A leading industry in Tucson is the installation of security bars on doors and windows of residences and businesses, due to the city ranking near the top nationally in property crimes.  With the new policing policy, the industry will boom even more.

At the same time, high-paying companies will continue to shun Tucson as a locale for their headquarters or major operations, not only because of the high crime but also the lousy public schools, the rundown condition of roads and public places, the widespread seediness, and the plethora of code and zoning violations.   

Worse, the city’s tragic and self-inflicted poverty rate of twice the national average will remain unabated.

Local conditions are the result of decades of shortsighted government, which in turn is the result of pathological levels of hubris, denial, and provincialism among the city’s establishment.

Tucson needs a Rudy Guiliani. 

A surefire way of being mislabeled as a right-wing nut job is to compliment the former New York mayor, who has since sullied his reputation and become weird.  But the fact is that he took the rot out of the Big Apple.

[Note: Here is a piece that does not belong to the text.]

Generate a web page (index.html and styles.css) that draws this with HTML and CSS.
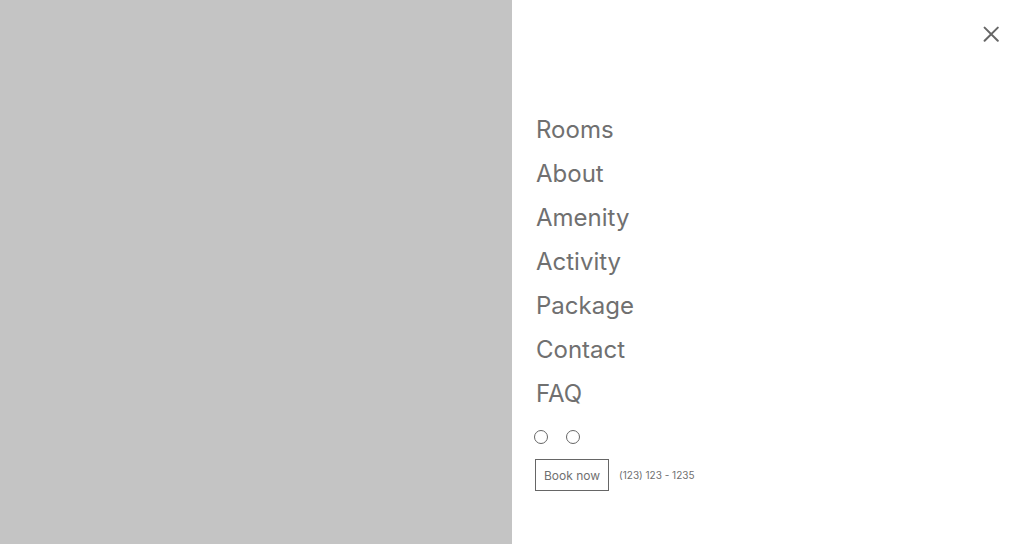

One of his many measures was the adoption of broken-window policing, a law enforcement strategy that has been vilified in some quarters but was instrumental in making New York one of the safest cities in the nation and in saving countless lives among the poor and disadvantaged.

Broken-window policing is based on the idea that if smaller infractions are left unaddressed, more serious crime will follow, along with a deterioration in the quality of life.

New York and other cities have recently cut police funding and/or rolled back broken-window policing. Violent crime has skyrocketed.  Of 34 cities studied by the Council on Criminal Justice, a think tank, 29 have seen annual increases in homicides, including a 43% increase in New York.

It would be a shame if Tucson has the same experience. But maybe increased crime is necessary to shake Tucsonans out of their apathy and finally reform city government.